▶ [What is expected]: Pick out the lines containing "screenshot".

▶ [Supplied entries]:
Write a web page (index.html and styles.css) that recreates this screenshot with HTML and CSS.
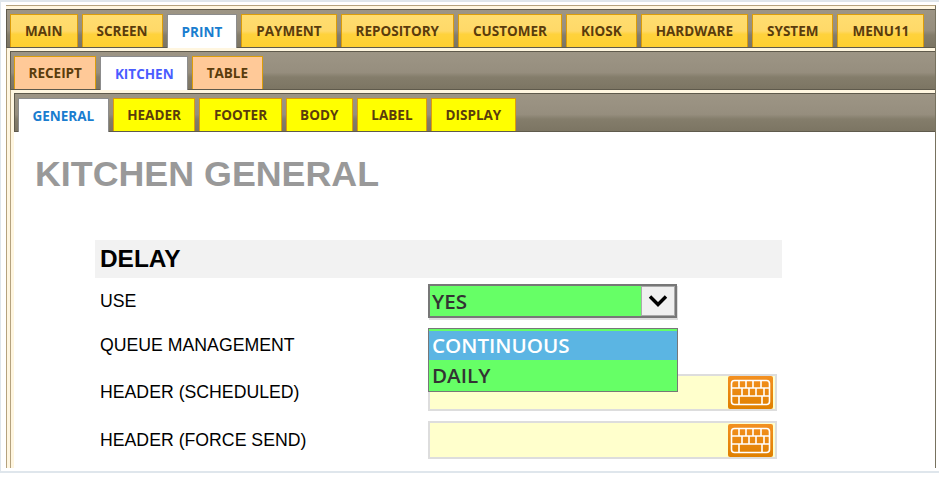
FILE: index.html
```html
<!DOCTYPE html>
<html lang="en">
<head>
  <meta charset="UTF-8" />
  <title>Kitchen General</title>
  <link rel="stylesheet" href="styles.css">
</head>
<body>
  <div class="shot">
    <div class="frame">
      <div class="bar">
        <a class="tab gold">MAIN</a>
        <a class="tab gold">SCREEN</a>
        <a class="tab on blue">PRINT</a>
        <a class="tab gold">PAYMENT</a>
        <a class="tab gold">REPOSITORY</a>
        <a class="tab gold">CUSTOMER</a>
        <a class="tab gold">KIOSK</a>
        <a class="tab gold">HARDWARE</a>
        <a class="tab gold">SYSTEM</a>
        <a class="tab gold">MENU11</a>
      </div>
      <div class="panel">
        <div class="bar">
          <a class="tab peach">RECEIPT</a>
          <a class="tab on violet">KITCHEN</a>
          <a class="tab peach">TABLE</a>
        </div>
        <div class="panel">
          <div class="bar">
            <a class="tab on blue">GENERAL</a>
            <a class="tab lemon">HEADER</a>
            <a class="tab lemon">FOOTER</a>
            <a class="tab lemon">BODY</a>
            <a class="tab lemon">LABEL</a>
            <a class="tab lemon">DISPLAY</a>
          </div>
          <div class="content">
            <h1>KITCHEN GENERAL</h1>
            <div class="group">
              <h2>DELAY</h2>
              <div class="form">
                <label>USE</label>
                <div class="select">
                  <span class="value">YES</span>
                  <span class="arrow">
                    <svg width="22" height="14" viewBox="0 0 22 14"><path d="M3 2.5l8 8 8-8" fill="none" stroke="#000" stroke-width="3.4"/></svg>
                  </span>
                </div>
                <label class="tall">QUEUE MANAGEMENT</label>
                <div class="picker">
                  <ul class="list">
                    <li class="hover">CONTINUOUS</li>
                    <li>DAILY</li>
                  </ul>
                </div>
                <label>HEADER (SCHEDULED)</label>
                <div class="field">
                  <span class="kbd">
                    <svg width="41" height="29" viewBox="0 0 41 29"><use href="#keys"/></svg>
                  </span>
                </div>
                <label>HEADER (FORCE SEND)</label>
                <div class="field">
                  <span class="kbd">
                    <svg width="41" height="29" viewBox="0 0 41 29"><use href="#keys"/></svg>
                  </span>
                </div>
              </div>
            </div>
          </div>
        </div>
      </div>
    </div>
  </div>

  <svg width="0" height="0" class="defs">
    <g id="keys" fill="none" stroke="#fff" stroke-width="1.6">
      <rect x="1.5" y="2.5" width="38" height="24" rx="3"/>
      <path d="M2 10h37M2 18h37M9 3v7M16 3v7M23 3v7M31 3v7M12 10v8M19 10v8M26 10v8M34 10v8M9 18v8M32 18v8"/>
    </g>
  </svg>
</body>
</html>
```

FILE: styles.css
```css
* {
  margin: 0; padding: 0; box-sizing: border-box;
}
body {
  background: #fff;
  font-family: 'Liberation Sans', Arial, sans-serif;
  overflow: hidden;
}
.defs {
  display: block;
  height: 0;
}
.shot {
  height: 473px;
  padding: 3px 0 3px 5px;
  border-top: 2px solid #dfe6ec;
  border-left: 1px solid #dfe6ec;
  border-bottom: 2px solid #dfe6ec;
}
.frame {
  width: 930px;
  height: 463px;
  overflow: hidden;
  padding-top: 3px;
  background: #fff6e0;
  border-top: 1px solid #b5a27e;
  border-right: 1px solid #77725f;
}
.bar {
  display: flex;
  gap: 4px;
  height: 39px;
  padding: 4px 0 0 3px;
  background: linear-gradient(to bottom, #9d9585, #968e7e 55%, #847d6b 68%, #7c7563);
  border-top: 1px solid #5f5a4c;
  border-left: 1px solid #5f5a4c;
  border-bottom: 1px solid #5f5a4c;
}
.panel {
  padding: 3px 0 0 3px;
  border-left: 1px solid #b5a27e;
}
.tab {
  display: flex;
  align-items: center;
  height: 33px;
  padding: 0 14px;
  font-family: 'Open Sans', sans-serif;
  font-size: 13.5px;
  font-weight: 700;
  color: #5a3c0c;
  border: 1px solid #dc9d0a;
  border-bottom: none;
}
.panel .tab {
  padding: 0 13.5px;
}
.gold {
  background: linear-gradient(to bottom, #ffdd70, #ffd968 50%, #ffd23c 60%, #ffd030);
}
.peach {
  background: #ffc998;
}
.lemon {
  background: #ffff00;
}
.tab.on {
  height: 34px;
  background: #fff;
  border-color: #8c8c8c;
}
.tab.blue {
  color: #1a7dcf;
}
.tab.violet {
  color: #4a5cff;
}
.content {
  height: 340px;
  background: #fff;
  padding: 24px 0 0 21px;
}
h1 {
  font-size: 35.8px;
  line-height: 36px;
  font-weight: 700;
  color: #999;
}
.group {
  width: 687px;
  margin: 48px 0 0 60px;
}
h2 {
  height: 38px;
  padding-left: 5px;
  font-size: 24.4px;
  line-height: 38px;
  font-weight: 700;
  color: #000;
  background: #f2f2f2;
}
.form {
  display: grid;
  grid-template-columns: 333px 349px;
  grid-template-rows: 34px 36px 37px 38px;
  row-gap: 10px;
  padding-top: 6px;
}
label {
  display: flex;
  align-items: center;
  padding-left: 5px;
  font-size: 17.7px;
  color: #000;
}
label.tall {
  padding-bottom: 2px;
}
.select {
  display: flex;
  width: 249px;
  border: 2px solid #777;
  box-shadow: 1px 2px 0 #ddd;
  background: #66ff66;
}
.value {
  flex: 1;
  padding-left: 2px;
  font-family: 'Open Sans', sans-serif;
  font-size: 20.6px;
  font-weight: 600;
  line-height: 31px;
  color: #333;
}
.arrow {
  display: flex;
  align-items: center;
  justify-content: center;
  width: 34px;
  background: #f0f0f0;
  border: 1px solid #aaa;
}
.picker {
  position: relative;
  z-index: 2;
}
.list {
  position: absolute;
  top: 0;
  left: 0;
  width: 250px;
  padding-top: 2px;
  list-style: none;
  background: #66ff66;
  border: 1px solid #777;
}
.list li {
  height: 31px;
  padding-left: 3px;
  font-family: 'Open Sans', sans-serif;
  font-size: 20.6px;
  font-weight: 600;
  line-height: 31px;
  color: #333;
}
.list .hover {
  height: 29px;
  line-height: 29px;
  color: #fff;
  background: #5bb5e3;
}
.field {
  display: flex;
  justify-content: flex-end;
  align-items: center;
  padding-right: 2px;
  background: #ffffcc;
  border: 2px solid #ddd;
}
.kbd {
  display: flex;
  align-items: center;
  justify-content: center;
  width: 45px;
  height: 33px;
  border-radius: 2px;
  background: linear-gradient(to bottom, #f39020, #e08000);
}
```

...

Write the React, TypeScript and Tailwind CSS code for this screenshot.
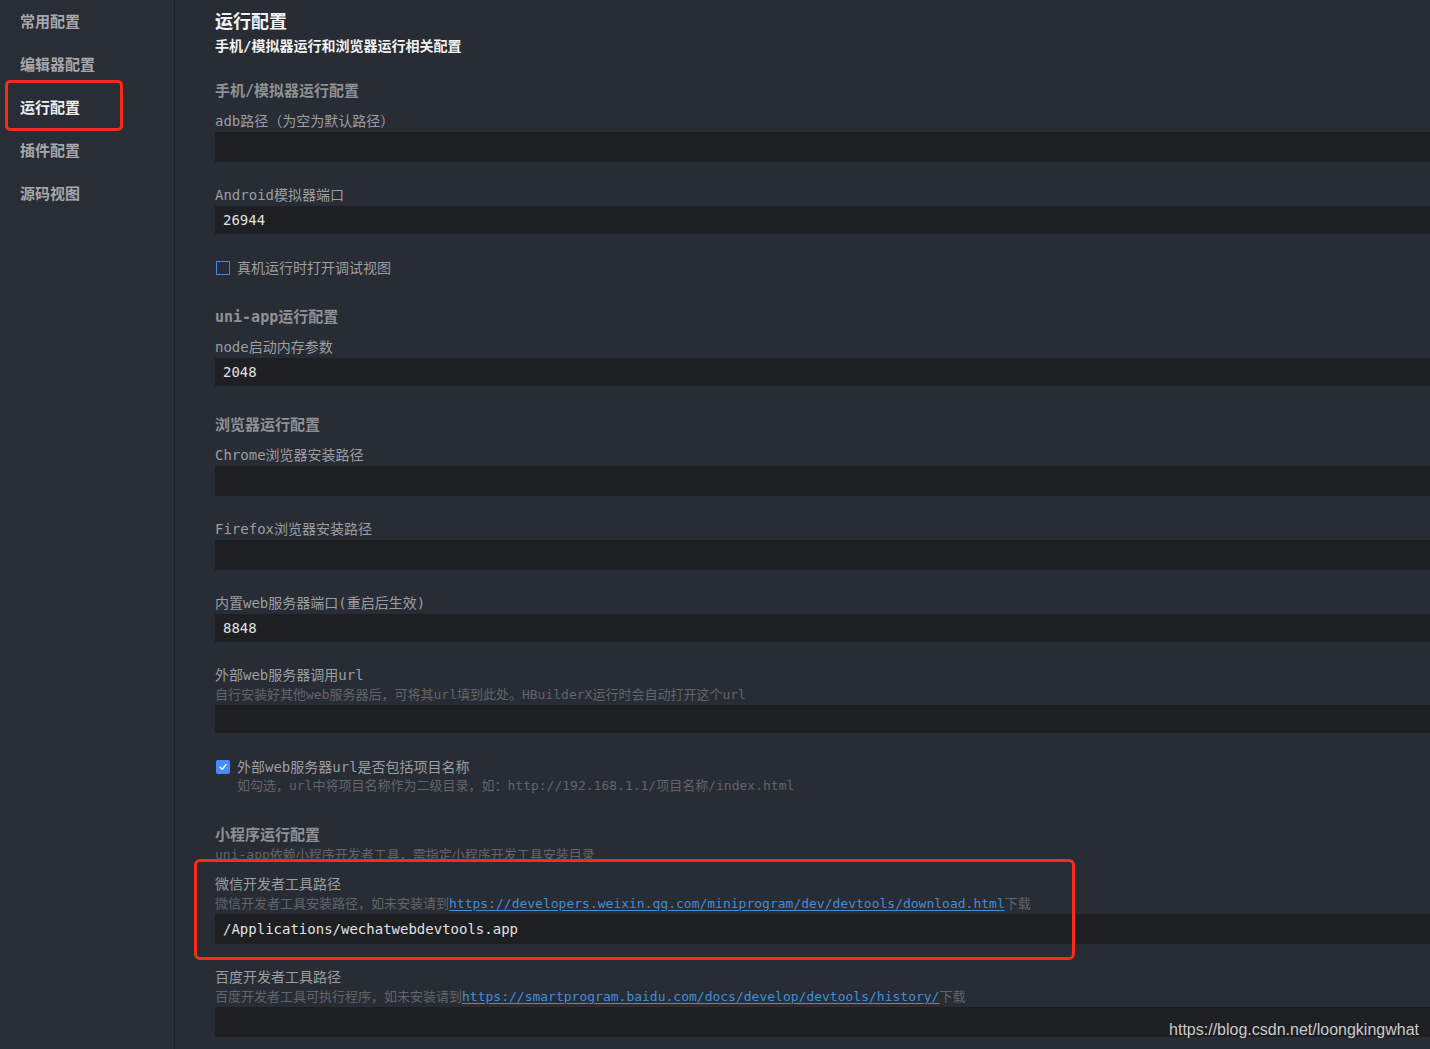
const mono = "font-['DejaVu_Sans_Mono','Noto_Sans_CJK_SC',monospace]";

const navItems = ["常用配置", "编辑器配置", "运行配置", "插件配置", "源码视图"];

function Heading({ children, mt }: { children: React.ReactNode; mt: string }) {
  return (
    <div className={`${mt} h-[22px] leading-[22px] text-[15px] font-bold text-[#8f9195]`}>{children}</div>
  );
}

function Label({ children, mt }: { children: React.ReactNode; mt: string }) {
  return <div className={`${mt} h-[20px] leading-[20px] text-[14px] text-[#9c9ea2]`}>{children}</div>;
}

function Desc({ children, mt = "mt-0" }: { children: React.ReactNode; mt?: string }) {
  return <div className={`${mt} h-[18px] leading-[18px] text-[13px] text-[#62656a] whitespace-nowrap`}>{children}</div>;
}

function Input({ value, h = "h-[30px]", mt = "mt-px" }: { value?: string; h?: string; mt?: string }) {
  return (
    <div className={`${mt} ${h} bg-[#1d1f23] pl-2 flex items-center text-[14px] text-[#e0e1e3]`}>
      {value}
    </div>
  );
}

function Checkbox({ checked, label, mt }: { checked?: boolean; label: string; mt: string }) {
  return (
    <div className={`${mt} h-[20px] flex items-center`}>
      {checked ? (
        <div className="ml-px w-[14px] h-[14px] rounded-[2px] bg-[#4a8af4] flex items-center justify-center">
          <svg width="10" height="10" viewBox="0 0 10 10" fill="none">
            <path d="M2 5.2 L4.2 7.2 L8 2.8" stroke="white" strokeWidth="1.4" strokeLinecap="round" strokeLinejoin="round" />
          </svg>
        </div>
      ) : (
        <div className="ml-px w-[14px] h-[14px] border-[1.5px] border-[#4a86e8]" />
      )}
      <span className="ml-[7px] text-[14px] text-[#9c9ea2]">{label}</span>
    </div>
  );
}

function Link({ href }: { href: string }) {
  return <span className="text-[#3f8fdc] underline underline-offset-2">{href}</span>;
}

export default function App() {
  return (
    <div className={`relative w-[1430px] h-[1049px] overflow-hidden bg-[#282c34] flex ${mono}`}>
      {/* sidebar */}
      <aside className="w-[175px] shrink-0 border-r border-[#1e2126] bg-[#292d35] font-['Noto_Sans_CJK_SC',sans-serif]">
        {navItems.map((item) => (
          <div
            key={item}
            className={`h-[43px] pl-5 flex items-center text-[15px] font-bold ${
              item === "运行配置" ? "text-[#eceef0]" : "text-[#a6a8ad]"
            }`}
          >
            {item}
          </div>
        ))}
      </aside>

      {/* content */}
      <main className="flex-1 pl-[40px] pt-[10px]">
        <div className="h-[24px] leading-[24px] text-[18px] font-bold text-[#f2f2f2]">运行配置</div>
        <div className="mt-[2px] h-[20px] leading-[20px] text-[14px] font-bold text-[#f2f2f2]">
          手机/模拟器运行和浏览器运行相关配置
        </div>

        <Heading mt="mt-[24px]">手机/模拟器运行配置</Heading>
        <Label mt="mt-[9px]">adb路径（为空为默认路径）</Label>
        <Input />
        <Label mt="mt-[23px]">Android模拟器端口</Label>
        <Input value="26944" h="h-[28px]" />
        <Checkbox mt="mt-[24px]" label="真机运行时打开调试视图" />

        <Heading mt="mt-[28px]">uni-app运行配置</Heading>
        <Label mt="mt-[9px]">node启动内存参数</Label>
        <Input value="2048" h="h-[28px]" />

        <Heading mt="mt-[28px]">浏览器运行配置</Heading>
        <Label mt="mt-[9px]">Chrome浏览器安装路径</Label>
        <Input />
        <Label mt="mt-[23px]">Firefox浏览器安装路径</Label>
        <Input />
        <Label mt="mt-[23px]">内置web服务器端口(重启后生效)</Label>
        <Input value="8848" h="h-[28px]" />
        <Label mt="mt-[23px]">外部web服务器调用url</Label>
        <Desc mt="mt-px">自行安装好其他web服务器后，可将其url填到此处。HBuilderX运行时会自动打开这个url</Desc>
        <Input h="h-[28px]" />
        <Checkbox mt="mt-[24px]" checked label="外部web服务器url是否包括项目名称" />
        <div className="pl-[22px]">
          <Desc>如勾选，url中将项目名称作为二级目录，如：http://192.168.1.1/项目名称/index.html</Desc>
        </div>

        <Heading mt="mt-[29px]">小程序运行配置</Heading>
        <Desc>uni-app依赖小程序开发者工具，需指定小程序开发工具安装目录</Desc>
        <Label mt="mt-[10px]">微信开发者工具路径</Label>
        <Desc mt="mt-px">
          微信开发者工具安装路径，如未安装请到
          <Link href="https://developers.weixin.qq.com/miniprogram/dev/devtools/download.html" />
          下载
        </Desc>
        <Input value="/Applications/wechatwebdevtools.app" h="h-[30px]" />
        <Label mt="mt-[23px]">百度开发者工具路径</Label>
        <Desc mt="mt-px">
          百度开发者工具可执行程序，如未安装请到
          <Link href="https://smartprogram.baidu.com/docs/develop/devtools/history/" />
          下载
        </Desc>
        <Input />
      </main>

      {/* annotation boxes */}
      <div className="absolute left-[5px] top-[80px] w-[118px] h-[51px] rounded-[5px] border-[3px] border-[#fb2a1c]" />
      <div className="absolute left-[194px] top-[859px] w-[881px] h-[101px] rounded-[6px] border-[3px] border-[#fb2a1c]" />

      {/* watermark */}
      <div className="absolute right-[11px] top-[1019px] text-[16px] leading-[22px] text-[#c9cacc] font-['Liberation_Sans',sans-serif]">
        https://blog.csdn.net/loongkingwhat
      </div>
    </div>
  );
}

▶ [Output of the exercise]:
Write a web page (index.html and styles.css) that recreates this screenshot with HTML and CSS.
Write the React, TypeScript and Tailwind CSS code for this screenshot.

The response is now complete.